ERIC Number: ED396198
Record Type: RIE
Publication Date: 1996-Apr-12
Differences in the Psychological Adjustment of Accelerated Eighth Grade Students.
Sayler, Michael F.
The academic, social, and emotional benefits of acceleration are widely known. Yet criticism and reluctance to use this educational intervention persist. Some school personnel and families fear that children who accelerate through grades will experience serious social or emotional adjustment problems. This research project compared a nationally representative sample of well-adjusted and poorly-adjusted accelerants so as to examine the differences in adjustment among individual accelerants. The sample was drawn from the National Longitudinal Study: 88 data base. Surprisingly, results showed that the best adjusted and least adjusted accelerants were similar in many ways.
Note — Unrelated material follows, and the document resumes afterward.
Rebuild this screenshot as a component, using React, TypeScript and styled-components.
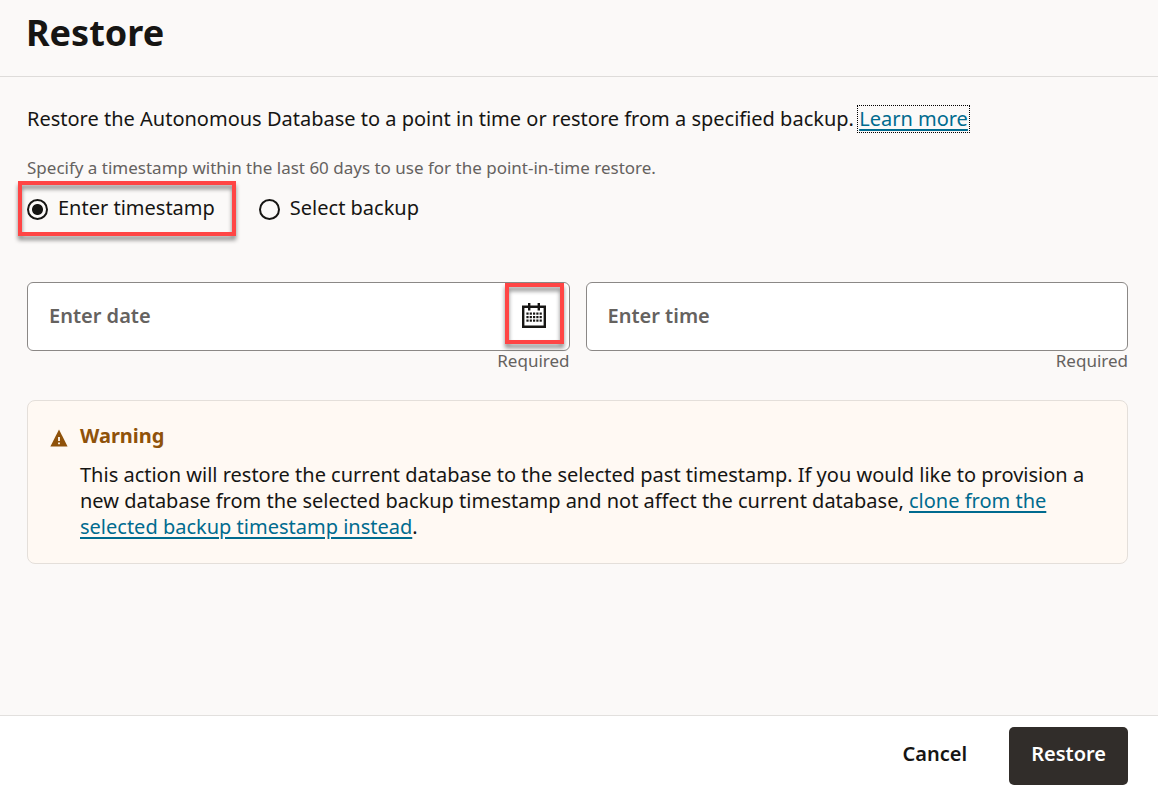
import React, { useState } from "react";
import styled, { createGlobalStyle, css } from "styled-components";

const ink = "#161513";
const muted = "#65625f";
const link = "#006b8f";
const brown = "#8f520a";
const marker = "#ff4545";

const GlobalStyle = createGlobalStyle`
  *, *::before, *::after { box-sizing: border-box; }
  body {
    margin: 0;
    background: #fbf9f8;
    color: ${ink};
    font-family: "Noto Sans", "Open Sans", sans-serif;
    font-size: 20px;
    line-height: 26px;
  }
  button, input { font: inherit; color: inherit; }
`;

const Page = styled.div`
  display: flex;
  flex-direction: column;
  min-height: 100vh;
`;

const Header = styled.header`
  padding: 8px 26px 18px;
  border-bottom: 1px solid #dedcda;
`;

const Title = styled.h1`
  margin: 0;
  font-size: 36px;
  line-height: 50px;
  font-weight: 700;
`;

const Main = styled.main`
  flex: 1;
  padding: 29px 30px 32px 27px;
`;

const Lead = styled.p`
  margin: 0;
`;

const Link = styled.a<{ $focused?: boolean }>`
  color: ${link};
  text-decoration: underline;
  text-decoration-thickness: 2px;
  text-underline-offset: 3px;
  ${(p) =>
    p.$focused &&
    css`
      display: inline-block;
      line-height: 24px;
      outline: 1px dotted #000;
      outline-offset: 1px;
    `}
`;

const Choices = styled.fieldset`
  display: flex;
  flex-wrap: wrap;
  gap: 44px;
  margin: 24px 0 0;
  padding: 0;
  border: 0;
`;

const Hint = styled.legend`
  margin: 0 0 15px;
  padding: 0;
  color: ${muted};
  font-size: 17px;
  line-height: 24px;
`;

const Choice = styled.label`
  position: relative;
  display: flex;
  align-items: center;
  gap: 10px;
`;

const Radio = styled.input`
  appearance: none;
  width: 21px;
  height: 21px;
  margin: 2px 0 0;
  border: 2px solid ${ink};
  border-radius: 50%;
  background: transparent;
  &:checked {
    background: radial-gradient(circle, ${ink} 5px, transparent 6px);
  }
`;

const Highlight = styled.span<{ $inset: string }>`
  position: absolute;
  inset: ${(p) => p.$inset};
  border: 4px solid ${marker};
  filter: drop-shadow(0 4px 2px rgba(0, 0, 0, 0.45));
  pointer-events: none;
`;

const Fields = styled.div`
  display: grid;
  grid-template-columns: 1fr 1fr;
  gap: 16px;
  margin-top: 61px;
`;

const FieldBox = styled.div`
  display: flex;
  align-items: center;
  height: 69px;
  border: 1px solid #8b8886;
  border-radius: 6px;
  background: #fff;
`;

const FieldInput = styled.input`
  flex: 1;
  min-width: 0;
  height: 100%;
  padding: 0 21px 2px;
  border: 0;
  border-radius: 6px;
  background: transparent;
  outline: 0;
  &::placeholder {
    color: ${muted};
    font-weight: 600;
    opacity: 1;
  }
`;

const IconButton = styled.button`
  position: relative;
  display: grid;
  place-items: center;
  width: 59px;
  height: 61px;
  margin-right: 5px;
  margin-bottom: 6px;
  padding: 4px 0 0;
  border: 0;
  background: transparent;
`;

const Required = styled.div`
  color: ${muted};
  font-size: 17px;
  line-height: 20px;
  text-align: right;
`;

const Notice = styled.section`
  display: grid;
  grid-template-columns: 18px 1fr;
  column-gap: 12px;
  margin-top: 29px;
  padding: 22px 22px 23px;
  border: 1px solid #e4dfda;
  border-radius: 8px;
  background: #fff9f3;
`;

const NoticeIcon = styled.svg`
  margin-top: 6px;
`;

const NoticeTitle = styled.h2`
  margin: 0 0 13px;
  color: ${brown};
  font-size: 20px;
  line-height: 26px;
  font-weight: 700;
`;

const NoticeText = styled.p`
  margin: 0;
`;

const Footer = styled.footer`
  display: flex;
  justify-content: flex-end;
  gap: 20px;
  padding: 11px 30px 10px;
  border-top: 1px solid #e2e0de;
  background: #fff;
`;

const Button = styled.button<{ $primary?: boolean }>`
  height: 58px;
  padding: 0 22px 4px;
  border: 0;
  border-radius: 5px;
  font-weight: 600;
  background: ${(p) => (p.$primary ? "#312d2a" : "transparent")};
  color: ${(p) => (p.$primary ? "#fff" : ink)};
`;

const dotColumns = [4.4, 7.7, 11, 14.3, 17.6];
const dotRows = [9.5, 13, 16.5];

function CalendarIcon() {
  return (
    <svg width="24" height="25" viewBox="0 0 24 25" fill={ink} aria-hidden="true">
      <path d="M6 0h2.4v2.6h7.2V0H18v2.6h6V25H0V2.6h6zM2.4 5v17.6h19.2V5H18v2.4h-2.4V5H8.4v2.4H6V5z" />
      {dotRows.map((y) =>
        dotColumns.map((x) => <rect key={`${x}-${y}`} x={x} y={y} width="2.2" height="2.2" />)
      )}
    </svg>
  );
}

function WarningIcon() {
  return (
    <NoticeIcon width="18" height="18" viewBox="0 0 18 18" aria-hidden="true">
      <path d="M9 0.5L17.6 17.5H0.4z" fill={brown} />
      <path d="M8.1 8h1.8v4H8.1zM8.1 13.4h1.8v1.8H8.1z" fill="#fff9f3" />
    </NoticeIcon>
  );
}

export default function App() {
  const [mode, setMode] = useState("timestamp");
  return (
    <>
      <GlobalStyle />
      <Page>
        <Header>
          <Title>Restore</Title>
        </Header>
        <Main>
          <Lead>
            Restore the Autonomous Database to a point in time or restore from a specified backup.{" "}
            <Link href="#learn" $focused>Learn more</Link>
          </Lead>
          <Choices>
            <Hint>Specify a timestamp within the last 60 days to use for the point-in-time restore.</Hint>
            <Choice>
              <Radio type="radio" name="mode" checked={mode === "timestamp"} onChange={() => setMode("timestamp")} />
              Enter timestamp
              <Highlight $inset="-14px -21px -15px -9px" />
            </Choice>
            <Choice>
              <Radio type="radio" name="mode" checked={mode === "backup"} onChange={() => setMode("backup")} />
              Select backup
            </Choice>
          </Choices>
          <Fields>
            <div>
              <FieldBox>
                <FieldInput aria-label="Enter date" placeholder="Enter date" required />
                <IconButton type="button" aria-label="Choose date">
                  <CalendarIcon />
                  <Highlight $inset="0" />
                </IconButton>
              </FieldBox>
              <Required>Required</Required>
            </div>
            <div>
              <FieldBox>
                <FieldInput aria-label="Enter time" placeholder="Enter time" required />
              </FieldBox>
              <Required>Required</Required>
            </div>
          </Fields>
          <Notice>
            <WarningIcon />
            <div>
              <NoticeTitle>Warning</NoticeTitle>
              <NoticeText>
                This action will restore the current database to the selected past timestamp. If you would like to
                provision a new database from the selected backup timestamp and not affect the current database,{" "}
                <Link href="#clone">clone from the selected backup timestamp instead</Link>.
              </NoticeText>
            </div>
          </Notice>
        </Main>
        <Footer>
          <Button type="button">Cancel</Button>
          <Button type="button" $primary>Restore</Button>
        </Footer>
      </Page>
    </>
  );
}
There were no significant differences for gender, race, family size, birth order, family composition, income, educational level of parents, kind of school, percentage of minority students in their school, serious behavior difficulties, certain out-of-school activities, community type, or community location. However, parental involvement in a child's school and education, and access to accelerated, advanced, enriched, or gifted classes were more often associated with healthy adjustment. Therefore, the differences in well adjusted and poorly adjusted accelerants appear to be related to the ways that parents and schools interact with their students. Contains 16 references. (Author/RJM)
Publication Type: Reports - Research; Speeches/Meeting Papers
Education Level: N/A
Authoring Institution: N/A
Grant or Contract Numbers: N/A
Note: Paper presented at the Annual Meeting of the American Educational Research Association (New York, NY, April 8-12, 1996).